* [Task statement]: Read the records below and copy each line that contains "screenshot".

Code that builds pages
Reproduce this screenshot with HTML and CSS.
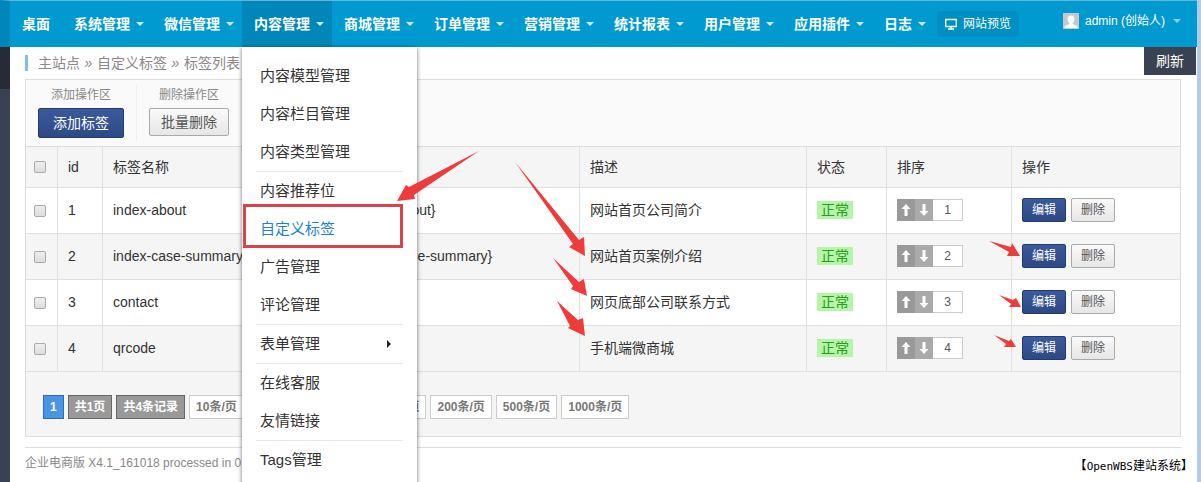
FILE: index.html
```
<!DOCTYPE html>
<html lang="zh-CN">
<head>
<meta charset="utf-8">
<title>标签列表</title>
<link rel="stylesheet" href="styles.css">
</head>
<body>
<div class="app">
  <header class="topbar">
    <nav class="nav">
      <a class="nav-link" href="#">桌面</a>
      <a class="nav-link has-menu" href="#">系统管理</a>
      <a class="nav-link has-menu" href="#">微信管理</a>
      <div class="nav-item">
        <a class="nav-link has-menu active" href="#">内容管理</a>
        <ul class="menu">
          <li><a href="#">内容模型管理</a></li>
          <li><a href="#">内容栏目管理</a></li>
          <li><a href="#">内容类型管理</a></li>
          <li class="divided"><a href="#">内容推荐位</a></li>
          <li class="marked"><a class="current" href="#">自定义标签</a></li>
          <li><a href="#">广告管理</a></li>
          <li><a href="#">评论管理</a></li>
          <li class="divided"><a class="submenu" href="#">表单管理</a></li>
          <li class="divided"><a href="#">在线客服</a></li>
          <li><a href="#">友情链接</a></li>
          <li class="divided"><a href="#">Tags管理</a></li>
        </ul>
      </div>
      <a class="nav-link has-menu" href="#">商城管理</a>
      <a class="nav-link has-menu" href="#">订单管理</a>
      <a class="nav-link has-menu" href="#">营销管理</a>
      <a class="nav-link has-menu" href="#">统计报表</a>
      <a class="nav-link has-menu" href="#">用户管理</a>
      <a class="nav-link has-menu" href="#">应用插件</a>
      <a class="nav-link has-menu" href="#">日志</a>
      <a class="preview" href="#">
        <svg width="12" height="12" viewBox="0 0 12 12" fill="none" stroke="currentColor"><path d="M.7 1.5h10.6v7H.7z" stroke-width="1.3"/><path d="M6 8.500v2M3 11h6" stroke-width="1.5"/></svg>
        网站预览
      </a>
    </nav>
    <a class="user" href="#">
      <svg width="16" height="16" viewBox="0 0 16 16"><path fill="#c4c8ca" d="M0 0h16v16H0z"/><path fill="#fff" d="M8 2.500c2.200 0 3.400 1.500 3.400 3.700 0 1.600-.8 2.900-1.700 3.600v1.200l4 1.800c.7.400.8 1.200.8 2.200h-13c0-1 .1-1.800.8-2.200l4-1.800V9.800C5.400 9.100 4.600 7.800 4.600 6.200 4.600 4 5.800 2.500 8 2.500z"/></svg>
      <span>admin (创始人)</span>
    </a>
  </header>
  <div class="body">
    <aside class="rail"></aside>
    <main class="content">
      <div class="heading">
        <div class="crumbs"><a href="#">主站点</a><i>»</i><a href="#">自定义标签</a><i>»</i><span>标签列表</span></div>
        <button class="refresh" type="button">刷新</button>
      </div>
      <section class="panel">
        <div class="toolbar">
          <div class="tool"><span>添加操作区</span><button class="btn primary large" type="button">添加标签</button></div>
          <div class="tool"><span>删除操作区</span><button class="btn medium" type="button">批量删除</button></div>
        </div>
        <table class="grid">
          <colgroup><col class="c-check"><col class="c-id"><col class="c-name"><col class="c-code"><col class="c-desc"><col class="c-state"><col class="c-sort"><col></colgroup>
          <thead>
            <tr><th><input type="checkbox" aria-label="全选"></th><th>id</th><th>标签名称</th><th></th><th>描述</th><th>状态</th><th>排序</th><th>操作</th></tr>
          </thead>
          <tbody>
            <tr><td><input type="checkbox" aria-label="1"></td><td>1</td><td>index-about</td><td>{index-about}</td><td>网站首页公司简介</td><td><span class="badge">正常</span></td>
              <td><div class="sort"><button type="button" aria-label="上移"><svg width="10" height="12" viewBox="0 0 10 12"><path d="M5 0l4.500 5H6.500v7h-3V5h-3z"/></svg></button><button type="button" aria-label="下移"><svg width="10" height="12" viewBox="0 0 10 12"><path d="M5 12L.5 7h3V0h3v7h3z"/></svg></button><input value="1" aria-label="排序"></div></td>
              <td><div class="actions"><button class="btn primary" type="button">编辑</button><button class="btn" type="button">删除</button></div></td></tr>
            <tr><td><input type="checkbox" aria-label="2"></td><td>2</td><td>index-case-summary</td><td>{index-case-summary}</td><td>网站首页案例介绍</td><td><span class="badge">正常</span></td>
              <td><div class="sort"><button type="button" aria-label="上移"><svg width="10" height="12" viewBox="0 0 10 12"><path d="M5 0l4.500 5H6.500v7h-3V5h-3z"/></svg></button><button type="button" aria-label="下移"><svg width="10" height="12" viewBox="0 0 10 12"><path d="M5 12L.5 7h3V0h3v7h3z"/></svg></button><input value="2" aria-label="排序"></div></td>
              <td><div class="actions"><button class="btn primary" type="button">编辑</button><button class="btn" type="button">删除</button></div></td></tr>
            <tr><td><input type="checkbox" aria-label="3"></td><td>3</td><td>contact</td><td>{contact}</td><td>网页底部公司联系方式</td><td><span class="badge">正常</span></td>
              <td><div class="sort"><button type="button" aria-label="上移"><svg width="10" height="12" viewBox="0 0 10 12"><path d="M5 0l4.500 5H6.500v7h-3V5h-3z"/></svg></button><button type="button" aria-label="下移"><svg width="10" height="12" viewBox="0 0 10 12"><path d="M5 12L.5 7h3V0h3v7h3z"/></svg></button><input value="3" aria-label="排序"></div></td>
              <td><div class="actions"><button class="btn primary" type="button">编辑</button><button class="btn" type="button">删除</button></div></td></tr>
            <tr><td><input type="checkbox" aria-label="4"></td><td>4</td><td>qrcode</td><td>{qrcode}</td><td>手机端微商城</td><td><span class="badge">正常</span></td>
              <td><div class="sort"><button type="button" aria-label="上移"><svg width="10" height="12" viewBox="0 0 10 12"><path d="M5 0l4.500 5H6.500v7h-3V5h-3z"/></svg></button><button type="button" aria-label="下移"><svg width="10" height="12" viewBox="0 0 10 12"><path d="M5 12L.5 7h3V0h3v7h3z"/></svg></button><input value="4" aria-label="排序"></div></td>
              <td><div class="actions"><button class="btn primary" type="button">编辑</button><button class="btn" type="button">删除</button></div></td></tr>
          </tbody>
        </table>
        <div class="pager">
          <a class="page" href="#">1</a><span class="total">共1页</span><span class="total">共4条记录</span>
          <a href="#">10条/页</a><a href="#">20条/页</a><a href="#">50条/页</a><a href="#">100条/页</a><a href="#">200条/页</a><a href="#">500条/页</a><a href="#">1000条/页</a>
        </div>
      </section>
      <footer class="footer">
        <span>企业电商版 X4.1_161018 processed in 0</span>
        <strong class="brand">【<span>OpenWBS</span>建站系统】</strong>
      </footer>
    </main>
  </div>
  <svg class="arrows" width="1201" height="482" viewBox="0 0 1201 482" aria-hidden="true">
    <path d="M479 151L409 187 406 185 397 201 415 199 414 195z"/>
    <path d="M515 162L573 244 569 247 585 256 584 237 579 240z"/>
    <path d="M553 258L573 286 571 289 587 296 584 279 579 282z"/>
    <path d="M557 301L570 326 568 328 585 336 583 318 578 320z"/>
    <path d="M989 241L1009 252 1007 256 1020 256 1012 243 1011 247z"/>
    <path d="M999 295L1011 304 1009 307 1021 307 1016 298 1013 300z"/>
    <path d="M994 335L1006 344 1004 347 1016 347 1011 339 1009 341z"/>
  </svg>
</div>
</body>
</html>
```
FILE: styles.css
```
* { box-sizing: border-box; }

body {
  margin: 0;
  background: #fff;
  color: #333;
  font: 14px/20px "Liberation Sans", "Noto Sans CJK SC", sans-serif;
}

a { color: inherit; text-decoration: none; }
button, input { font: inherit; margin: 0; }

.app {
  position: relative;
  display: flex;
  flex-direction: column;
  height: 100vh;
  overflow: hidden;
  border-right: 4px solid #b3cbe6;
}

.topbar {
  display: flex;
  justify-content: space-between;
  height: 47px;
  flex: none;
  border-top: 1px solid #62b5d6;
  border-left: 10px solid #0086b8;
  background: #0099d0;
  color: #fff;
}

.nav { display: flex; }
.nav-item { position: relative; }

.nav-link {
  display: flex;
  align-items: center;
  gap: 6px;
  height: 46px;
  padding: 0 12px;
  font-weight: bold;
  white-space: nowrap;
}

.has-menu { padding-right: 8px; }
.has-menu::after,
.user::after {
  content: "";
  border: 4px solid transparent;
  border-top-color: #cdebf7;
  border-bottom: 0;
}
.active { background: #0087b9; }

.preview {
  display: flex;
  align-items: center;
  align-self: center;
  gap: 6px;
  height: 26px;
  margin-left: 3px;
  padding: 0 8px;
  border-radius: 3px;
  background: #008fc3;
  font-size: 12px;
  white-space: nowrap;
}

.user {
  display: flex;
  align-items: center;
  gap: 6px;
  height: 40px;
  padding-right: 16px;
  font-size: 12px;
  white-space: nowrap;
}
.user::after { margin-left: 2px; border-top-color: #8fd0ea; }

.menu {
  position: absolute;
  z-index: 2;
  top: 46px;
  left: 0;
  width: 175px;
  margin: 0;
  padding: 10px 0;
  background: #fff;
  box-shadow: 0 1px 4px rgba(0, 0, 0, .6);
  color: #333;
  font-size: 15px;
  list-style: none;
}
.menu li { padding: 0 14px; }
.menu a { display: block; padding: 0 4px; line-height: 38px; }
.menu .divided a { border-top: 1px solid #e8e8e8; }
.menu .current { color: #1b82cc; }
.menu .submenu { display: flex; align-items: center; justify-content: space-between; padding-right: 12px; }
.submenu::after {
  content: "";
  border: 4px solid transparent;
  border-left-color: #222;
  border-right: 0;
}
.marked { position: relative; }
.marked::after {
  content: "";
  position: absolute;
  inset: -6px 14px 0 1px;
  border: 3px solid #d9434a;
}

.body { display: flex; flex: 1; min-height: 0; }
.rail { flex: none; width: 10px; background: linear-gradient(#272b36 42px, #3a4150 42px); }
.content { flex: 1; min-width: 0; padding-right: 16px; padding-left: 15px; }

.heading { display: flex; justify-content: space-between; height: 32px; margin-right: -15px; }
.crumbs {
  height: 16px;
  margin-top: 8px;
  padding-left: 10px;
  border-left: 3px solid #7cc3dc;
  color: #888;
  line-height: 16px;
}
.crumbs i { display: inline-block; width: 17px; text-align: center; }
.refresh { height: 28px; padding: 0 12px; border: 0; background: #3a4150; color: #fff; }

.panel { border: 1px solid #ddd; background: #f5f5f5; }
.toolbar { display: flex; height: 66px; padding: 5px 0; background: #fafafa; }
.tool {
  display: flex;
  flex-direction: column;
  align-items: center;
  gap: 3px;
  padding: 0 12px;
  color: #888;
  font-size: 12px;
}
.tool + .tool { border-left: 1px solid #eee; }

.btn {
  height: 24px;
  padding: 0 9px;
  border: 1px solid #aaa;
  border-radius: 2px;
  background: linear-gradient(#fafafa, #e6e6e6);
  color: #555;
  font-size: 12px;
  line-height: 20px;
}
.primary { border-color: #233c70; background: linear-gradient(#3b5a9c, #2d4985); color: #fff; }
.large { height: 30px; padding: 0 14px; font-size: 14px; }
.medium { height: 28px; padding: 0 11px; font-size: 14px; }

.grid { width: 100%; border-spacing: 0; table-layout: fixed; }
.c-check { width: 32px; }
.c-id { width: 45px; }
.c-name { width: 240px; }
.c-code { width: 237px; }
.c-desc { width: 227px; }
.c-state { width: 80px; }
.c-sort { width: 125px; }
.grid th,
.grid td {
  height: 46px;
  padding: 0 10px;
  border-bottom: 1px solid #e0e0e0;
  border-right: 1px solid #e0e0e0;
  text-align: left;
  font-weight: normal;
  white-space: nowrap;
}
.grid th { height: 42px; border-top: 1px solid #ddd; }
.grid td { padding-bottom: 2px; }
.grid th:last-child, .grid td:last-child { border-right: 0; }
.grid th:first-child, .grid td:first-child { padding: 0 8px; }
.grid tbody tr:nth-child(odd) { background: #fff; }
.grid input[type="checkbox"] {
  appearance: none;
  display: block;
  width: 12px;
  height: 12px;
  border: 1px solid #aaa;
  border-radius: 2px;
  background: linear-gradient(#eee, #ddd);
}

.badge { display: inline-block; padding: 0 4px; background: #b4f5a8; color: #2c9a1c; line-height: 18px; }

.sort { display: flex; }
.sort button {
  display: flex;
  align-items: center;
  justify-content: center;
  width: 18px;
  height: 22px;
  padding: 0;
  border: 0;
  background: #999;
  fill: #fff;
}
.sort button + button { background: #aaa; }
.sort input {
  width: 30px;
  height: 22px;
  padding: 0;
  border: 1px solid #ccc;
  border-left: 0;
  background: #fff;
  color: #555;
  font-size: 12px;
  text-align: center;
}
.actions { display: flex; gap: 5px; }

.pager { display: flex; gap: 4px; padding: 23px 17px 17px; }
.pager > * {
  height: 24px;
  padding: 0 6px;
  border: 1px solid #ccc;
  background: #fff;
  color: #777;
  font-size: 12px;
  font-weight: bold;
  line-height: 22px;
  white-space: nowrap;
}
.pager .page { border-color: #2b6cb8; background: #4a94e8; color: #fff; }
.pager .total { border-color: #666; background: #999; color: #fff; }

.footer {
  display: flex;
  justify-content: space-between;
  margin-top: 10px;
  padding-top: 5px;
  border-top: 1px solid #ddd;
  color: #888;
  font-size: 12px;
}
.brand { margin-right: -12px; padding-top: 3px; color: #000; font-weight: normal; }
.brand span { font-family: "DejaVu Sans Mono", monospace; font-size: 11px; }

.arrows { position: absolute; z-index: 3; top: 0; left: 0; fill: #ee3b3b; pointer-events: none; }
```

* * *

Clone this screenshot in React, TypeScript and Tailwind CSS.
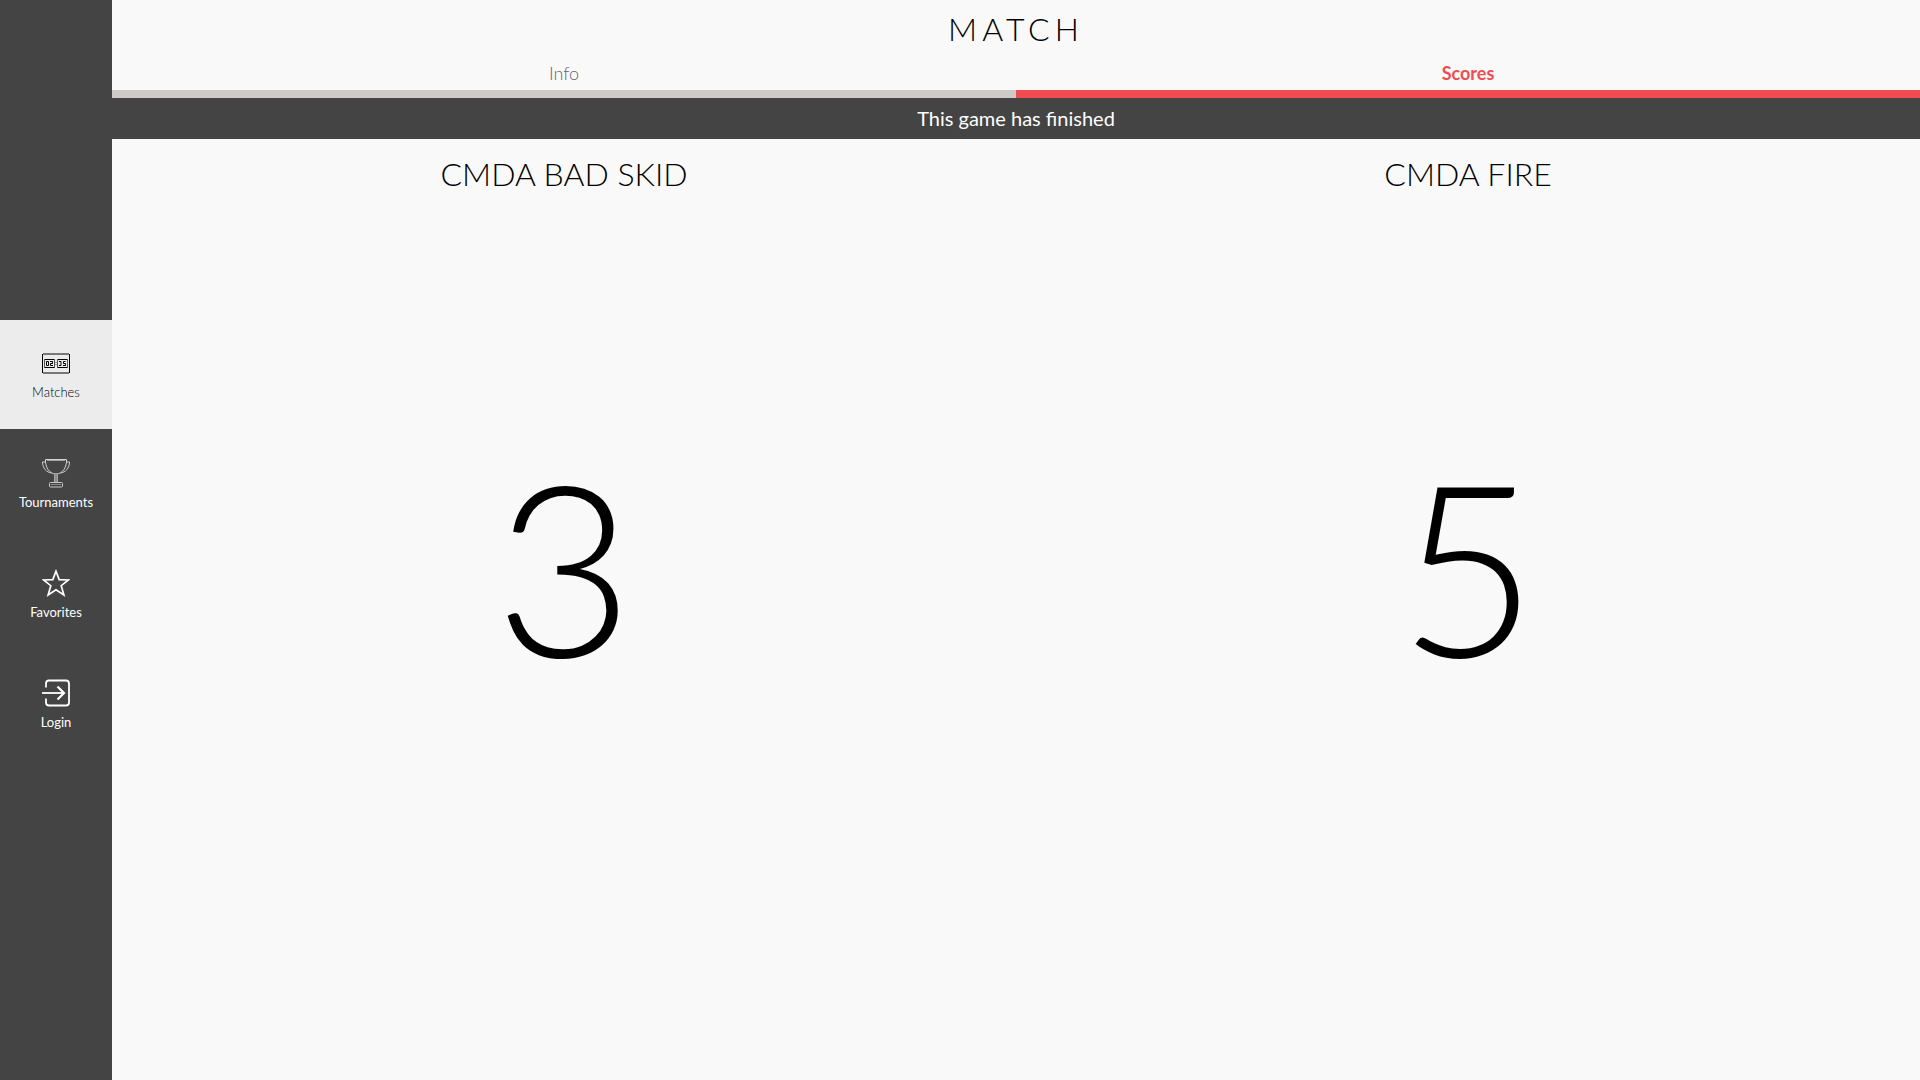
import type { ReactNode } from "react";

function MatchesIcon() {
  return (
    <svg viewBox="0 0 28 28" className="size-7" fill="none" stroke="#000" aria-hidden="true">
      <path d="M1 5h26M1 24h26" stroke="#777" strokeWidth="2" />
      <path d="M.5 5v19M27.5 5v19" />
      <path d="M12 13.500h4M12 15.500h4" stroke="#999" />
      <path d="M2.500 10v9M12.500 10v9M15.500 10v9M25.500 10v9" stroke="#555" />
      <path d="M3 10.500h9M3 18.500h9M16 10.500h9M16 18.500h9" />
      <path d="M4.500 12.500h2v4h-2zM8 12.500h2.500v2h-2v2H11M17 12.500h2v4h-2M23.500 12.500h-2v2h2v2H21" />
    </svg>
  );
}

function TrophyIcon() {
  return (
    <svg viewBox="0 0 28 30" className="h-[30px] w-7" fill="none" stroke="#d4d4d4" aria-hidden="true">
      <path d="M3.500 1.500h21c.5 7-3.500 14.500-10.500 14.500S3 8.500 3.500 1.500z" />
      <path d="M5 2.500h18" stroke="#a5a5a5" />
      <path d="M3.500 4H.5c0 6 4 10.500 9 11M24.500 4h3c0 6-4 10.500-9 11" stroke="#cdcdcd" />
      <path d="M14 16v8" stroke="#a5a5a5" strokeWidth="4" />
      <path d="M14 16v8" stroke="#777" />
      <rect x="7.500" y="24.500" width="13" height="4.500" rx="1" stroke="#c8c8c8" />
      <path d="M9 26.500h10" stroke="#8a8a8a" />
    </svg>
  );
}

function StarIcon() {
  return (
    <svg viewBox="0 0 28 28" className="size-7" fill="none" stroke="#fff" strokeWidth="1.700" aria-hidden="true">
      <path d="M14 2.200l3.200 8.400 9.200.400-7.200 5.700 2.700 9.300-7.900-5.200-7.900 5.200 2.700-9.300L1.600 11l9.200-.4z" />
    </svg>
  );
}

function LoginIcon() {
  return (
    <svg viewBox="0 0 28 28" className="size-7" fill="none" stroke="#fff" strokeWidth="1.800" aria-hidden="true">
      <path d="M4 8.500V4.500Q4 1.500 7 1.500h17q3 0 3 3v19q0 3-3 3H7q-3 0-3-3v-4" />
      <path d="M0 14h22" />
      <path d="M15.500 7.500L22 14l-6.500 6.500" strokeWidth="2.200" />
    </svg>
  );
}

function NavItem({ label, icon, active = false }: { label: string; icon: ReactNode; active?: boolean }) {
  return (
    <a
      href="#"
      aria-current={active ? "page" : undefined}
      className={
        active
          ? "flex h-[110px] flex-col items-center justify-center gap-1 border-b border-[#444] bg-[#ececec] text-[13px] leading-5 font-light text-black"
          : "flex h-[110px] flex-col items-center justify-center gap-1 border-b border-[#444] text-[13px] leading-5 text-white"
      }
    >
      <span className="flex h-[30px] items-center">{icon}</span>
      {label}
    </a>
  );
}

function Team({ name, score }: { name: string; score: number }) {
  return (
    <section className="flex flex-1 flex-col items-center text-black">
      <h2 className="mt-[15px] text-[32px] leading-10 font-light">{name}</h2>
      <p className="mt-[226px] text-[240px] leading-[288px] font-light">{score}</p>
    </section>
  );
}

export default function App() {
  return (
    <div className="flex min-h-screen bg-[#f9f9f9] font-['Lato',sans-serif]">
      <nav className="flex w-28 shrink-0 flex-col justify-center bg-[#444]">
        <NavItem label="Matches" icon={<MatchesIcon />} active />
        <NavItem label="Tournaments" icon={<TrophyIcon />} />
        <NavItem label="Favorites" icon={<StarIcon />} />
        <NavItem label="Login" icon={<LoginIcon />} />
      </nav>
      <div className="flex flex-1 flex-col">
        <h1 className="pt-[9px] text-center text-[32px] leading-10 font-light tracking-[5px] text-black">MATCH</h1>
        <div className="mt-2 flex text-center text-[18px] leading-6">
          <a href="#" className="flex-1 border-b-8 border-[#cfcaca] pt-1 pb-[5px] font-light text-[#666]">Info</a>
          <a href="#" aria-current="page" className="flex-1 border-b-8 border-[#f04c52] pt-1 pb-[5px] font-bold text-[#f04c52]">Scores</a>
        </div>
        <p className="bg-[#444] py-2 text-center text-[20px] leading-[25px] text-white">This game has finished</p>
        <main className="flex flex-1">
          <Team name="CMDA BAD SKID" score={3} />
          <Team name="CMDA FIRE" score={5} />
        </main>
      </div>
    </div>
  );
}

* [Final answer]:
Reproduce this screenshot with HTML and CSS.
Clone this screenshot in React, TypeScript and Tailwind CSS.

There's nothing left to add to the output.